■ What the task requires ■
Filter the listing and keep only the lines with the word "index".
### Given information ###
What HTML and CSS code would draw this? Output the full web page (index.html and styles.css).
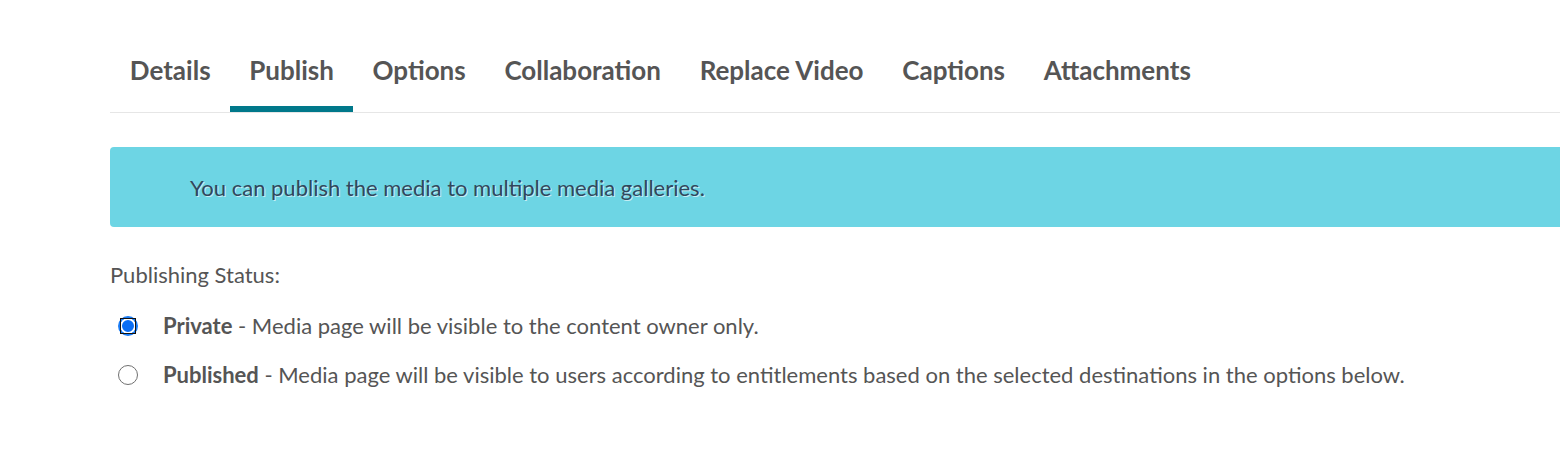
FILE: index.html
```html
<!DOCTYPE html>
<html>
<head>
<meta charset="utf-8">
<link rel="stylesheet" href="styles.css">
</head>
<body>
<div class="page">
  <nav class="tabs">
    <a class="tab">Details</a>
    <a class="tab active">Publish</a>
    <a class="tab">Options</a>
    <a class="tab">Collaboration</a>
    <a class="tab">Replace Video</a>
    <a class="tab">Captions</a>
    <a class="tab">Attachments</a>
  </nav>
  <div class="alert">You can publish the media to multiple media galleries.</div>
  <div class="status-label">Publishing Status:</div>
  <div class="options">
    <label class="option">
      <span class="radio checked"><span class="focus"></span></span>
      <span class="text"><b>Private</b> - Media page will be visible to the content owner only.</span>
    </label>
    <label class="option">
      <span class="radio"></span>
      <span class="text"><b>Published</b> - Media page will be visible to users according to entitlements based on the selected destinations in the options below.</span>
    </label>
  </div>
</div>
</body>
</html>
```
FILE: styles.css
```css
html, body {
  margin: 0;
  padding: 0;
  background: #ffffff;
  overflow: hidden;
}
body {
  font-family: Lato, "Open Sans", sans-serif;
  color: #555555;
}
.page {
  padding-left: 110px;
  margin-right: -20px;
  padding-top: 48px;
}
.tabs {
  display: flex;
  border-bottom: 1px solid #e6e6e6;
  height: 65px;
  box-sizing: border-box;
  padding-left: 0.5px;
}
.tab {
  display: block;
  padding: 0 19.35px;
  font-size: 26px;
  font-weight: 700;
  line-height: 44px;
  color: #555555;
  height: 64px;
  box-sizing: border-box;
  cursor: pointer;
}
.tab.active {
  border-bottom: 6px solid #00788a;
}
.alert {
  margin-top: 34px;
  height: 80px;
  background: #6dd5e4;
  border-radius: 4px;
  padding-left: 80px;
  display: flex;
  align-items: center;
  font-size: 22px;
  color: #31475c;
  text-shadow: 1px 1px 0 rgba(255, 255, 255, 0.6);
}
.status-label {
  margin-top: 36px;
  font-size: 22px;
  line-height: 24px;
  color: #555555;
}
.options {
  margin-top: 27px;
  display: flex;
  flex-direction: column;
  gap: 25px;
}
.option {
  display: flex;
  align-items: center;
  height: 24px;
  font-size: 22px;
  line-height: 24px;
  color: #555555;
}
.option b {
  font-weight: 700;
}
.radio {
  position: relative;
  width: 20px;
  height: 20px;
  margin-left: 8px;
  margin-right: 25px;
  border: 1.5px solid #707070;
  border-radius: 50%;
  box-sizing: border-box;
  flex: none;
  background: #fff;
}
.radio.checked {
  border: 2px solid #1a7cf5;
  background: #0a6ef5;
  box-shadow: inset 0 0 0 2px #fff;
}
.focus {
  position: absolute;
  left: 0px;
  top: 0px;
  width: 16px;
  height: 16px;
  border: 1px solid #111;
  box-sizing: border-box;
}
```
###
■ Answer below ■
What HTML and CSS code would draw this? Output the full web page (index.html and styles.css).
FILE: index.html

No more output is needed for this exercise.